The name became a category. "Megalleion" ceased to refer exclusively to the specific product made by a specific person and became a generic term for a type of perfume: rich, resinous, smoky, expensive. Theophrastus and Pliny both use it in ways that suggest category rather than brand. When Pliny lists megalleion alongside rhodinon and cyprinum, he is listing types, not specific products from specific workshops. The man's name had become a common noun. This is the ultimate form of commercial success, and also the ultimate form of personal erasure: the name survives, but the person behind the name has been replaced by the thing the name describes.
The formula's dual function as fragrance and
The formula's dual function as fragrance and medicine deserves one final observation. Megalleion was used, according to Dioscorides and other sources, as a treatment for wounds and inflammations. The ingredients support this: myrrh has documented antiseptic properties, and the resinous base would have created a protective barrier over damaged skin. When soldiers, athletes, or laborers applied megalleion to their injuries, they were performing an act that was simultaneously medical and aesthetic. The wound was treated. The person smelled good. The two functions were not distinguished because they did not need to be. The idea that medicine and perfume are separate domains is modern. For the ancients, a substance that healed and a substance that perfumed were not in different categories. They were the same substance, doing different things, or the same thing understood from different angles.

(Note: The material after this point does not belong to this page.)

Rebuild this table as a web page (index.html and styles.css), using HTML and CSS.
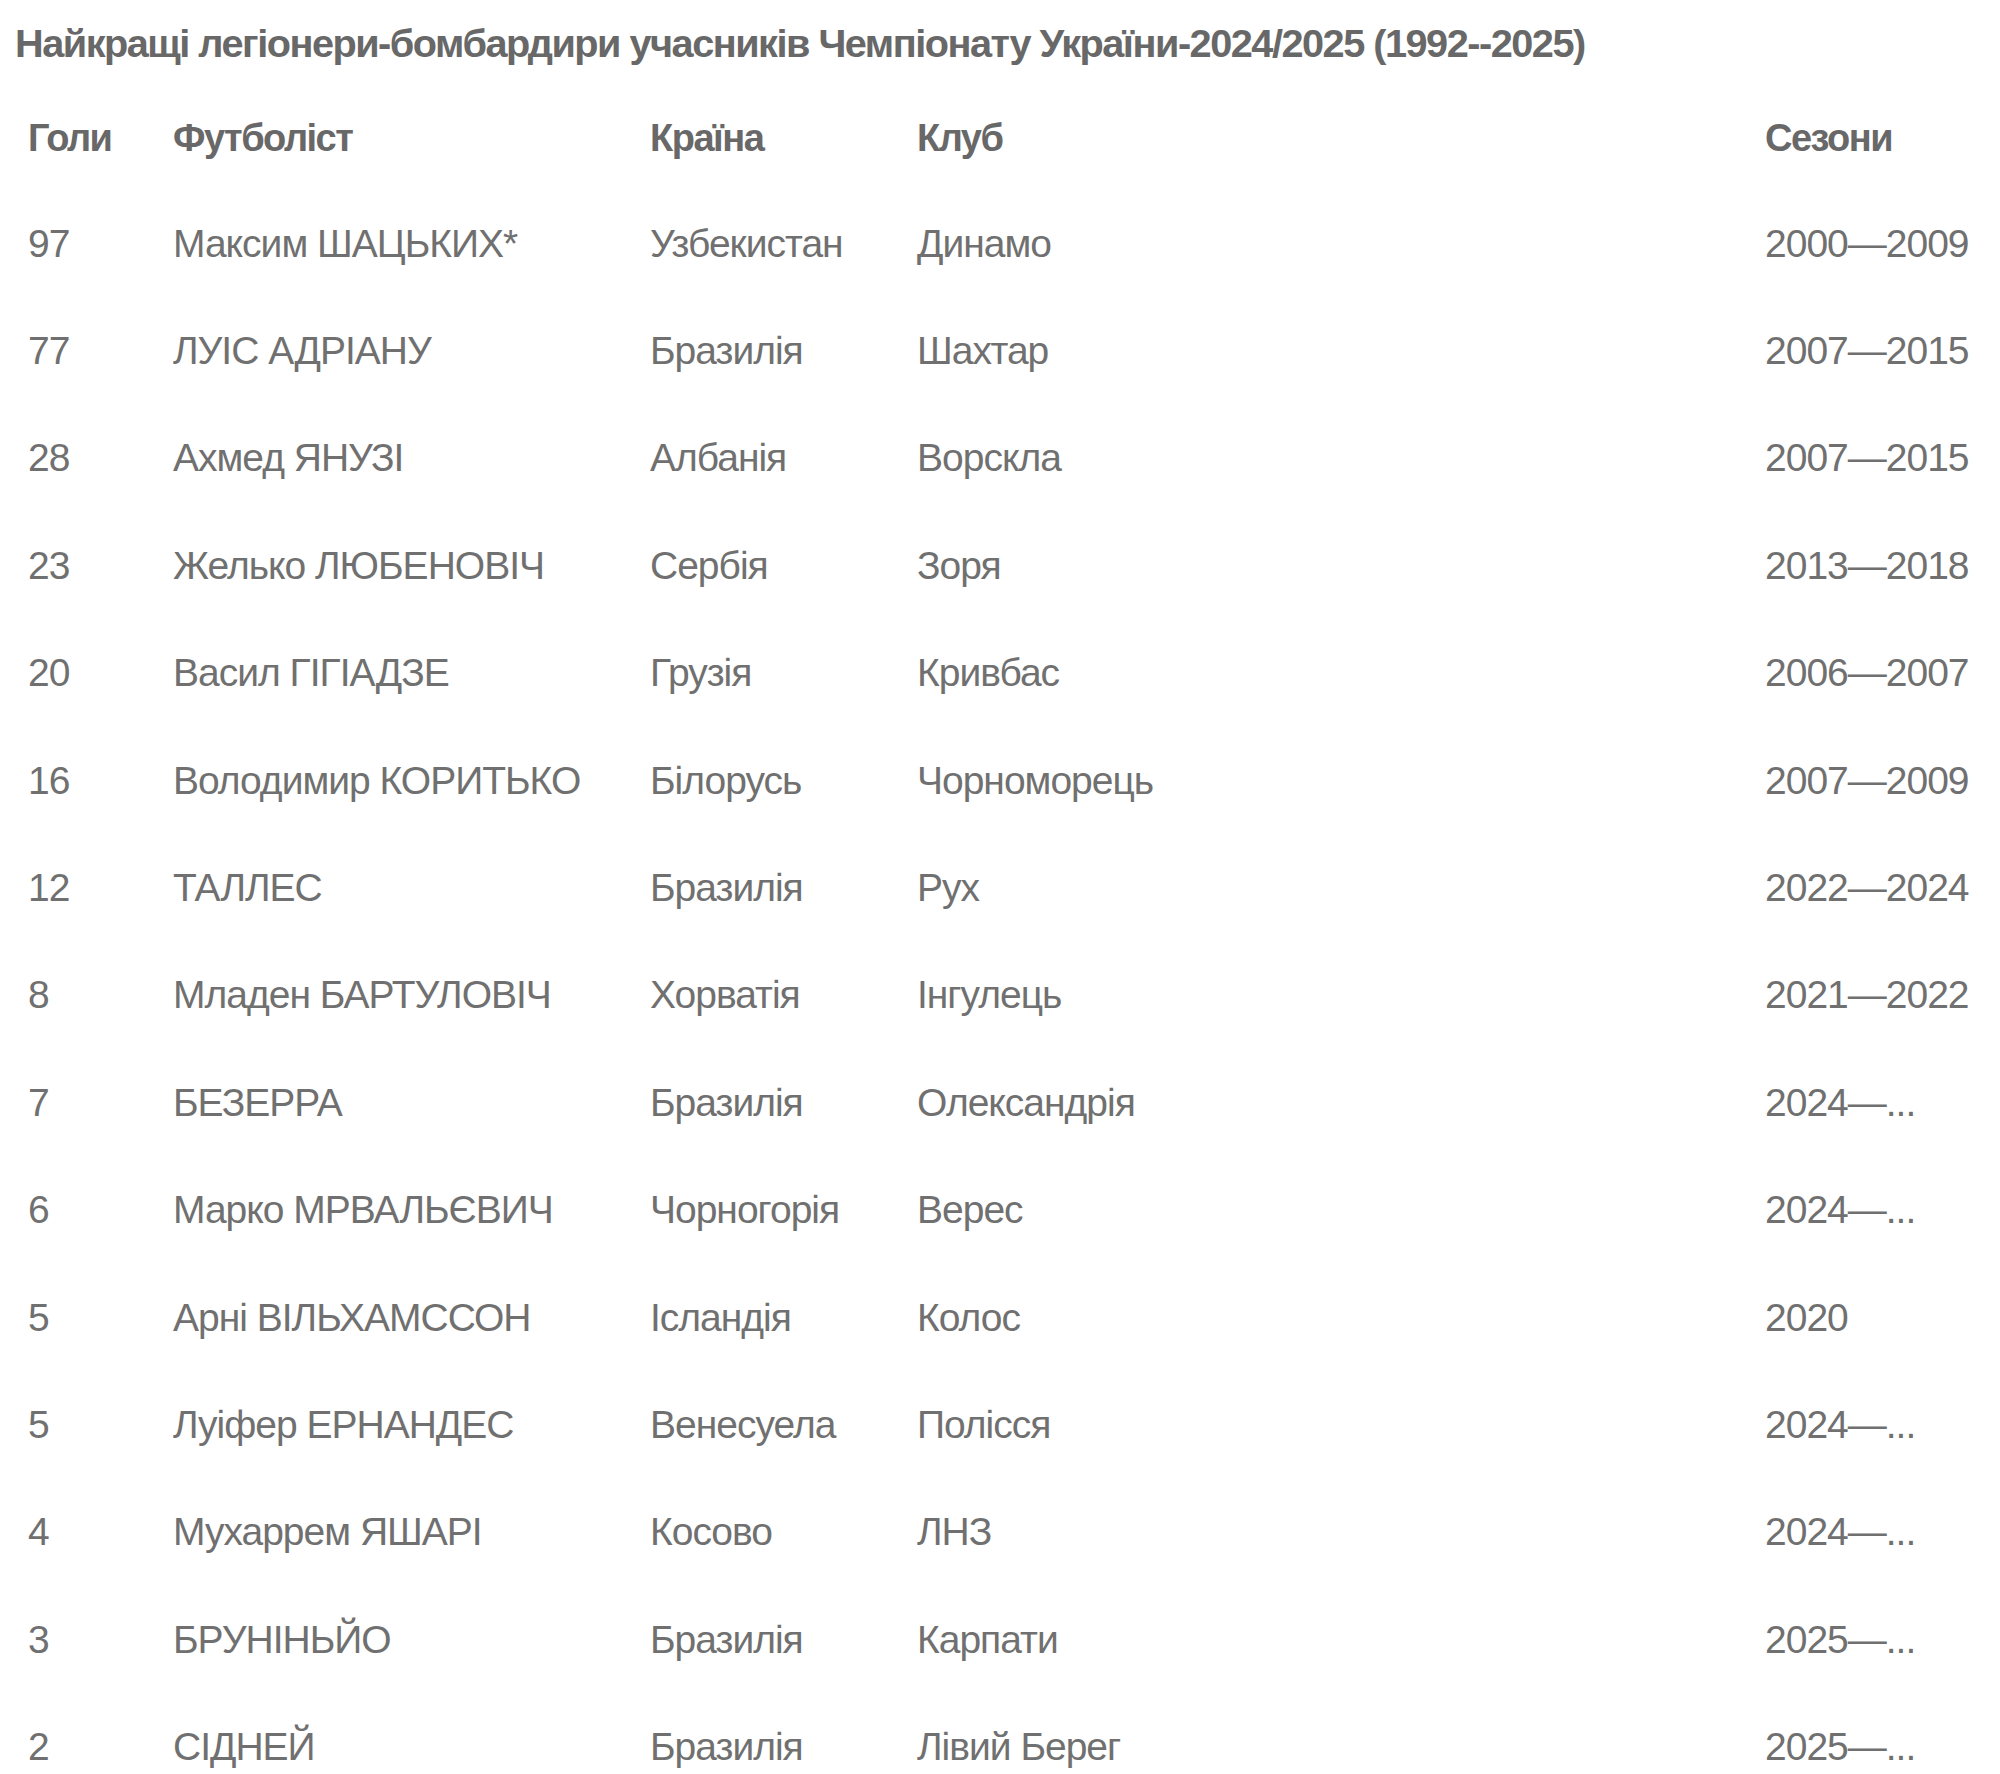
FILE: index.html
```html
<!DOCTYPE html>
<html lang="uk">
<head>
<meta charset="utf-8">
<title>Найкращі легіонери-бомбардири</title>
<link rel="stylesheet" href="styles.css">
</head>
<body>
<div class="page">
  <h1 class="title">Найкращі легіонери-бомбардири учасників Чемпіонату України-2024/2025 (1992--2025)</h1>
  <div class="table">
    <div class="row head">
      <div class="cell">Голи</div>
      <div class="cell">Футболіст</div>
      <div class="cell">Країна</div>
      <div class="cell">Клуб</div>
      <div class="cell">Сезони</div>
    </div>
    <div class="row"><div class="cell">97</div><div class="cell">Максим ШАЦЬКИХ*</div><div class="cell">Узбекистан</div><div class="cell">Динамо</div><div class="cell">2000—2009</div></div>
    <div class="row"><div class="cell">77</div><div class="cell">ЛУІС АДРІАНУ</div><div class="cell">Бразилія</div><div class="cell">Шахтар</div><div class="cell">2007—2015</div></div>
    <div class="row"><div class="cell">28</div><div class="cell">Ахмед ЯНУЗІ</div><div class="cell">Албанія</div><div class="cell">Ворскла</div><div class="cell">2007—2015</div></div>
    <div class="row"><div class="cell">23</div><div class="cell">Желько ЛЮБЕНОВІЧ</div><div class="cell">Сербія</div><div class="cell">Зоря</div><div class="cell">2013—2018</div></div>
    <div class="row"><div class="cell">20</div><div class="cell">Васил ГІГІАДЗЕ</div><div class="cell">Грузія</div><div class="cell">Кривбас</div><div class="cell">2006—2007</div></div>
    <div class="row"><div class="cell">16</div><div class="cell">Володимир КОРИТЬКО</div><div class="cell">Білорусь</div><div class="cell">Чорноморець</div><div class="cell">2007—2009</div></div>
    <div class="row"><div class="cell">12</div><div class="cell">ТАЛЛЕС</div><div class="cell">Бразилія</div><div class="cell">Рух</div><div class="cell">2022—2024</div></div>
    <div class="row"><div class="cell">8</div><div class="cell">Младен БАРТУЛОВІЧ</div><div class="cell">Хорватія</div><div class="cell">Інгулець</div><div class="cell">2021—2022</div></div>
    <div class="row"><div class="cell">7</div><div class="cell">БЕЗЕРРА</div><div class="cell">Бразилія</div><div class="cell">Олександрія</div><div class="cell">2024—...</div></div>
    <div class="row"><div class="cell">6</div><div class="cell">Марко МРВАЛЬЄВИЧ</div><div class="cell">Чорногорія</div><div class="cell">Верес</div><div class="cell">2024—...</div></div>
    <div class="row"><div class="cell">5</div><div class="cell">Арні ВІЛЬХАМССОН</div><div class="cell">Ісландія</div><div class="cell">Колос</div><div class="cell">2020</div></div>
    <div class="row"><div class="cell">5</div><div class="cell">Луіфер ЕРНАНДЕС</div><div class="cell">Венесуела</div><div class="cell">Полісся</div><div class="cell">2024—...</div></div>
    <div class="row"><div class="cell">4</div><div class="cell">Мухаррем ЯШАРІ</div><div class="cell">Косово</div><div class="cell">ЛНЗ</div><div class="cell">2024—...</div></div>
    <div class="row"><div class="cell">3</div><div class="cell">БРУНІНЬЙО</div><div class="cell">Бразилія</div><div class="cell">Карпати</div><div class="cell">2025—...</div></div>
    <div class="row"><div class="cell">2</div><div class="cell">СІДНЕЙ</div><div class="cell">Бразилія</div><div class="cell">Лівий Берег</div><div class="cell">2025—...</div></div>
  </div>
</div>
</body>
</html>
```
FILE: styles.css
```css
html, body {
  margin: 0;
  padding: 0;
  background: #ffffff;
}

body {
  font-family: "Liberation Sans", Arial, sans-serif;
  color: #707070;
}

.page {
  padding: 20px 15px 0 15px;
}

.title {
  margin: 0 0 19px 0;
  font-size: 39.7px;
  line-height: 46px;
  letter-spacing: -1.5px;
  font-weight: 700;
  color: #686868;
  white-space: nowrap;
}

.table {
  display: flex;
  flex-direction: column;
}

.row {
  display: grid;
  grid-template-columns: 145px 477px 267px 848px 1fr;
  height: 107.4px;
  align-items: center;
}

.row.head {
  height: 105px;
}

.cell {
  padding-left: 13px;
  font-size: 39px;
  line-height: 46px;
  letter-spacing: -1px;
  white-space: nowrap;
}

.head .cell {
  font-weight: 700;
  font-size: 38px;
  letter-spacing: -1.5px;
  color: #686868;
}
```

Megallus, whoever he was and wherever he came from, created something that outlasted him by centuries, that was discussed by the greatest minds of the ancient world, that was mocked in the theater and prescribed in the clinic, that traveled from one end of the Mediterranean to the other, and that eventually, like everything, disappeared. The formula is lost in any practical sense. We have the ingredient lists, but we do not have the proportions, the techniques, the timing, the quality of the specific materials used, or the sensory judgment of the perfumer who knew when the preparation was finished. We have the recipe but not the knowledge. We have the name but not the man.
He made a perfume. It was the most famous perfume in the ancient world. It smelled of burnt resin, cassia, cinnamon, and myrrh, dissolved in oil pressed from the nuts of the moringa tree. People paid extravagant prices for it. Comedians mocked the people who paid those prices. Philosophers analyzed why it smelled the way it did. Doctors rubbed it into wounds. And somewhere in Sicily or Athens or some city in between, a man whose name we know and whose life we do not ran a workshop where he burned resin over a low fire and watched the smoke rise and knew, from the smell, when it was ready.
That knowledge died with him. The name did not.